Hurricane "Sandy" 2012

Although we in the Transition Culture may see ourselves in the character of Ishmael, or even some of us with the unsuspecting crew, and although we too are orphaned and alienated from the world, and have willfully divorced ourselves from the pathological ambitions of the culture, or are "not party to" the Promethean character of Ahab, we must not forget that we are not yet free from the prison and its fate.

We are still aboard the doomed ship of civilization. We can boast of our knowledge of the state of the world and where we are headed, we can feel secure in our separation from the culture of destruction, we can be confident that we will have the mental capacity to absorb what may happen next, but we will never be safe from the abyss of misery the world will suffer unless we take action to steer the ship in another direction. Nature will not discriminate between us or the countless zombies still hypnotized by the false promises of the dominant culture when it begins to sink all of us into the depths of despair. Like Ahab, madmen at the helm of civilization will fight against nature with us trapped aboard all the way down to its doom.

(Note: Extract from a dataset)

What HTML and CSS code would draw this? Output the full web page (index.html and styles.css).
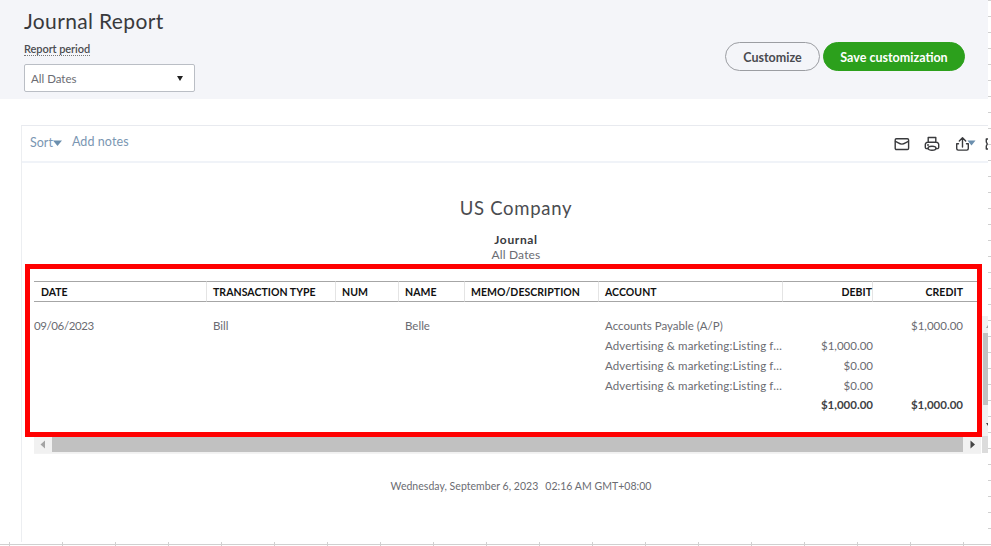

Ishmael had a chance in the story, but we will not as long as we remain silent. Like Ishmael as he was being washed from the sinking ship, we may have relinquished our fear of the death of industrial civilization, accepting it, but we will not survive unless we stop the madmen at the helm. They may never awaken from their arrogant blindness and lust for power, even when the end is nigh, even with the wrath of Nature right at their doorstep, but we still have a chance to take the wheel from them before they destroy our world and take us along with them. Right now Mother Nature is on our side. She is awakening to assist us in bringing the ship a' stern. She is weakening the monomaniacs and their system enslaving the world with her fury. It is now up to us to fight with her or go down with the ship.